Very likely because these operations simply don't fail.

>
> That's why we rely on increasing folio ref count to reflect failure, which are
> due to unexpected SEAMCALL errors.

TDX stack is adding a scenario where invalidation can fail, a cleaner
solution would be to propagate the result as an invalidation failure.
Another option is to notify guest_memfd out of band to convey the
ranges that failed invalidation.

With in-place conversion supported, even if the refcount is raised for
such pages, they can still get used by the host if the guest_memfd is
unaware that the invalidation failed.

>
> > > Currently, guest_memfd can rely on page ref count to avoid re-assigning a PFN
> > > that fails to be unmapped.
> > >
> > >
> > > [1] https://lore.kernel.org/all/20250328153133.3504118-5-tabba@google.com/
> > >
> > >
> > > > >
> > > > >
> > > > > > Any guest_memfd range updates will result in invalidations/updates of
> > > > > > userspace, guest, IOMMU or any other page tables referring to
> > > > > > guest_memfd backed pfns. This story will become clearer once the
> > > > > > support for PFN range allocator for backing guest_memfd starts getting
> > > > > > discussed.
> > > > > Ok. It is indeed unclear right now to support such kind of memory.
> > > > >
> > > > > Up to now, we don't anticipate TDX will allow any mapping of VM_PFNMAP memory
> > > > > into private EPT until TDX connect.
> > > >
> > > > There is a plan to use VM_PFNMAP memory for all of guest_memfd
> > > > shared/private ranges orthogonal to TDX connect usecase. With TDX
> > > > connect/Sev TIO, major difference would be that guest_memfd private
> > > > ranges will be mapped into IOMMU page tables.
> > > >
> > > > Irrespective of whether/when VM_PFNMAP memory support lands, there
> > > > have been discussions on not using page structs for private memory
> > > > ranges altogether [1] even with hugetlb allocator, which will simplify
> > > > seamless merge/split story for private hugepages to support memory
> > > > conversion. So I think the general direction we should head towards is
> > > > not relying on refcounts for guest_memfd private ranges and/or page
> > > > structs altogether.
> > > It's fine to use PFN, but I wonder if there're counterparts of struct page to
> > > keep all necessary info.
> > >
> >
> > Story will become clearer once VM_PFNMAP'd memory support starts
> > getting discussed.
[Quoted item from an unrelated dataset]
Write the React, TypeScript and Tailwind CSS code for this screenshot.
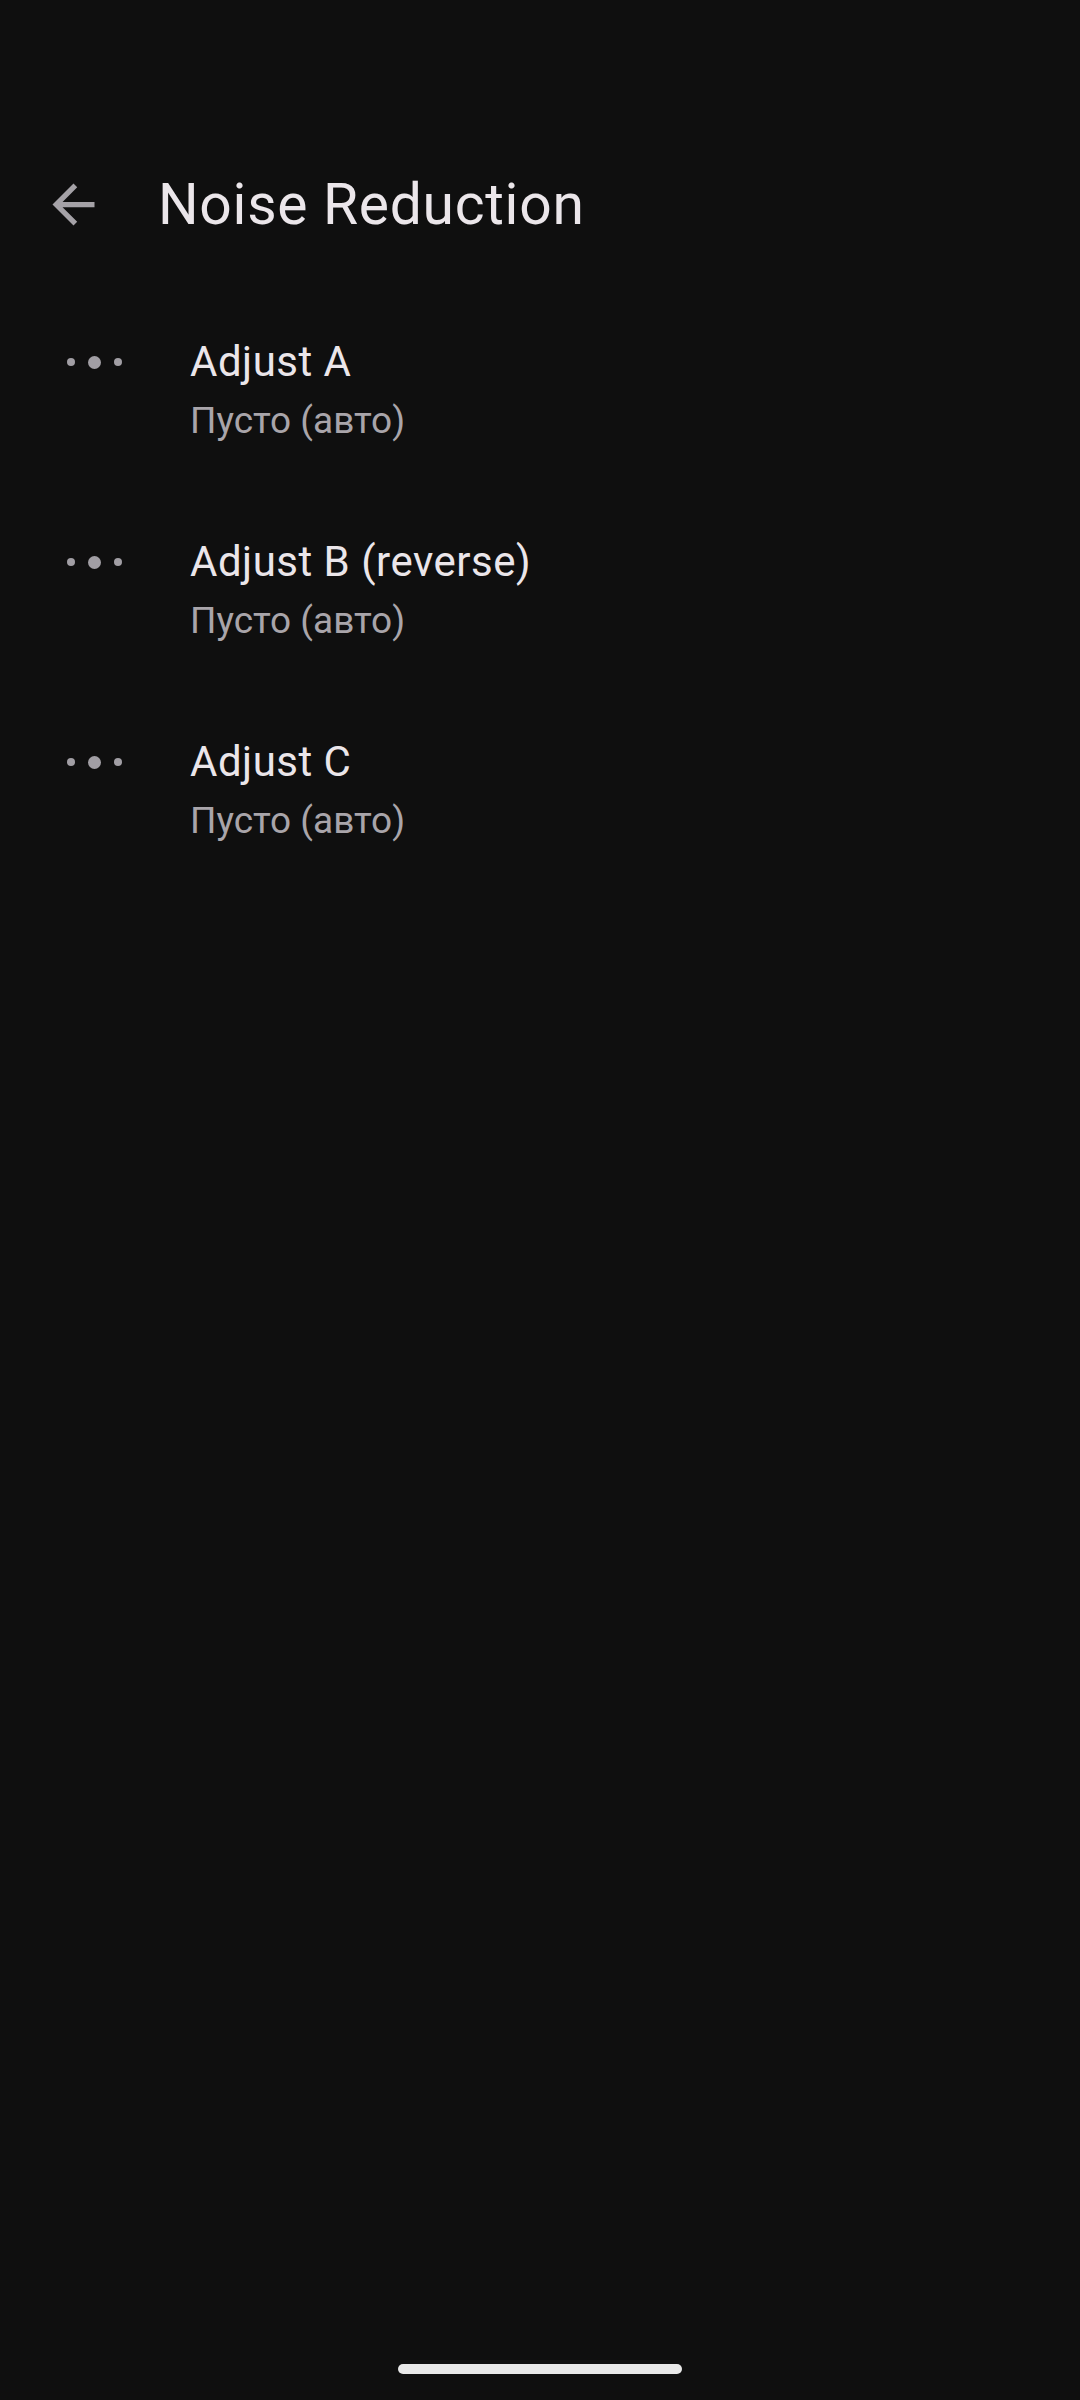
import React from "react";

interface PrefItem {
  title: string;
  summary: string;
}

const items: PrefItem[] = [
  { title: "Adjust A", summary: "Пусто (авто)" },
  { title: "Adjust B (reverse)", summary: "Пусто (авто)" },
  { title: "Adjust C", summary: "Пусто (авто)" },
];

function BackArrow() {
  return (
    <svg
      viewBox="0 0 24 24"
      className="h-[63px] w-[63px]"
      fill="#a5a2a7"
      aria-hidden="true"
    >
      <path d="M20 11H7.83l5.59-5.59L12 4l-8 8 8 8 1.41-1.41L7.83 13H20v-2z" />
    </svg>
  );
}

function DragDots() {
  return (
    <div className="flex h-[56px] items-center gap-[13px]">
      <span className="h-[8px] w-[8px] rounded-full bg-[#a19ea4]" />
      <span className="h-[13px] w-[13px] rounded-full bg-[#a19ea4]" />
      <span className="h-[8px] w-[8px] rounded-full bg-[#a19ea4]" />
    </div>
  );
}

export default function App() {
  return (
    <div
      className="flex h-[2400px] w-[1080px] flex-col bg-[#0f0f0f]"
      style={{ fontFamily: "Roboto, 'Noto Sans', sans-serif" }}
    >
      {/* top app bar */}
      <header className="mt-[148px] flex h-[112px] items-center">
        <button className="ml-[42px] flex items-center">
          <BackArrow />
        </button>
        <h1 className="ml-[53px] text-[57px] leading-none font-normal tracking-[0.7px] text-[#ebe6ea]">
          Noise Reduction
        </h1>
      </header>

      <ul className="pt-[30px]">
        {items.map((item) => (
          <li key={item.title} className="flex py-[44px]">
            <div className="w-[190px] pl-[67px]">
              <DragDots />
            </div>
            <div className="flex flex-col">
              <span className="text-[42px] leading-[56px] tracking-[0.5px] text-[#ebe6ea]">
                {item.title}
              </span>
              <span className="mt-[6px] text-[37px] leading-[50px] text-[#a9a5aa]">
                {item.summary}
              </span>
            </div>
          </li>
        ))}
      </ul>

      <div className="mt-auto mb-[26px] flex justify-center">
        <div className="h-[10px] w-[284px] rounded-full bg-[#e8e8e8]" />
      </div>
    </div>
  );
}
In case of guest_memfd, there is flexibility to
> > store metadata for physical ranges within guest_memfd just like
> > shareability tracking.
> Ok.
>
> > >
> > > > I think the series [2] to work better with PFNMAP'd physical memory in
> > > > KVM is in the very right direction of not assuming page struct backed
> > > > memory ranges for guest_memfd as well.
> > > Note: Currently, VM_PFNMAP is usually used together with flag VM_IO. in KVM
> > > hva_to_pfn_remapped() only applies to "vma->vm_flags & (VM_IO | VM_PFNMAP)".
> > >
> > >
> > > > [1] https://lore.kernel.org/all/CAGtprH8akKUF=8+RkX_QMjp35C0bU1zxGi4v1Zm5AWCw=8V8AQ@mail.gmail.com/
> > > > [2] https://lore.kernel.org/linux-arm-kernel/20241010182427.1434605-1-seanjc@google.com/
> > > >
> > > > > And even in that scenario, the memory is only for private MMIO, so the backend
> > > > > driver is VFIO pci driver rather than guest_memfd.
> > > >
> > > > Not necessary. As I mentioned above guest_memfd ranges will be backed
> > > > by VM_PFNMAP memory.
> > > >
> > > > >
> > > > >
> > > > > > [1] https://elixir.bootlin.com/linux/v6.14.5/source/mm/memory.c#L6543
> >